Nora plans to use her time at Oxford to hone her research skills, and focus on further studies in inter-sensory perception and syenaesthesia.

Vision Conference

In July, BLIP Lab attended a conference all about Vision – The Asia Pacific Conference on Vision. BLIP Lab PhD student Shang Nan presented a poster outlining her latest work on links between hearing and vision for people with different experience speaking the Chinese language (abstract). Asst Prof Suzy Styles gave a presentation about how people connect different kinds of visual shapes to the ‘voices’ of different instruments, and an invited talk about how different streams of evidence suggest that language development not only shapes auditory perception of the language itself, but also influences linkages between sight and sound. You can read the abstracts using the links below:

Shang N & Styles SJ (2015) ‘Language background changes audio-visual mapping of shapes-to-sounds,’ Poster presented at the Asia Pacific Conference on Vision, July 2015, Singapore.

Styles SJ (2015) ‘Giving shape to the voices of instruments: Audio-visual correspondences between spatial and temporal frequencies,’ Asia Pacific Conference on Vision, July 2015, Singapore.

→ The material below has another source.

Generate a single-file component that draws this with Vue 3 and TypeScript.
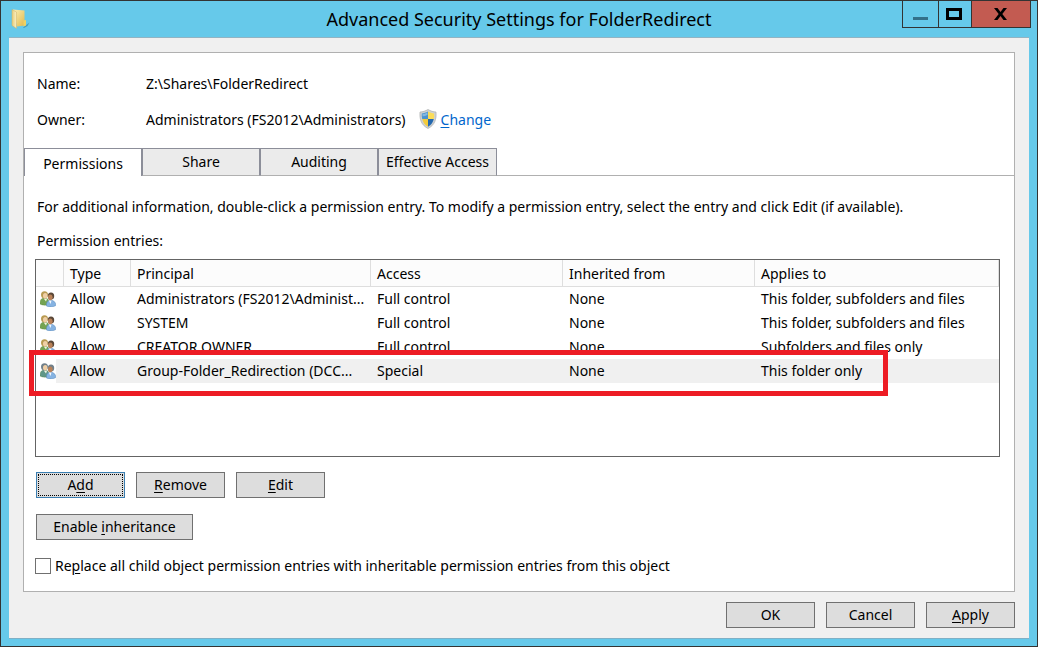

Styles SJ (2015), ‘Perceptual tuning and its multisensory outcomes: Language adaptation influences crossmodal processing,’ Asia Pacific Conference on Vision, July 2015, Singapore.

 

 

Giving a taste of multisensory research

BLIP lab attended the International Multisensory Research Forum, held in Pisa, Italy in June. The program was great, with keynote speakers talking about such things as the involvement of the motor system in speech perception, and how to generate out of body experiences in the lab!

ChocolateTitle

BLIP Lab’s Suzy Styles gave a talk about mutlisensory research involving speech sounds and the flavours of chocolate [Abstract]. PhD Student Shang Nan also presented the latest findings from her ongoing research into the multisensory perception of Mandarin vowels, in a poster.

The Conference finished off with the Luminara, Pisa’s annual Festival of Lights, which was a wonderful conclusion to the illuminating science at the meeting.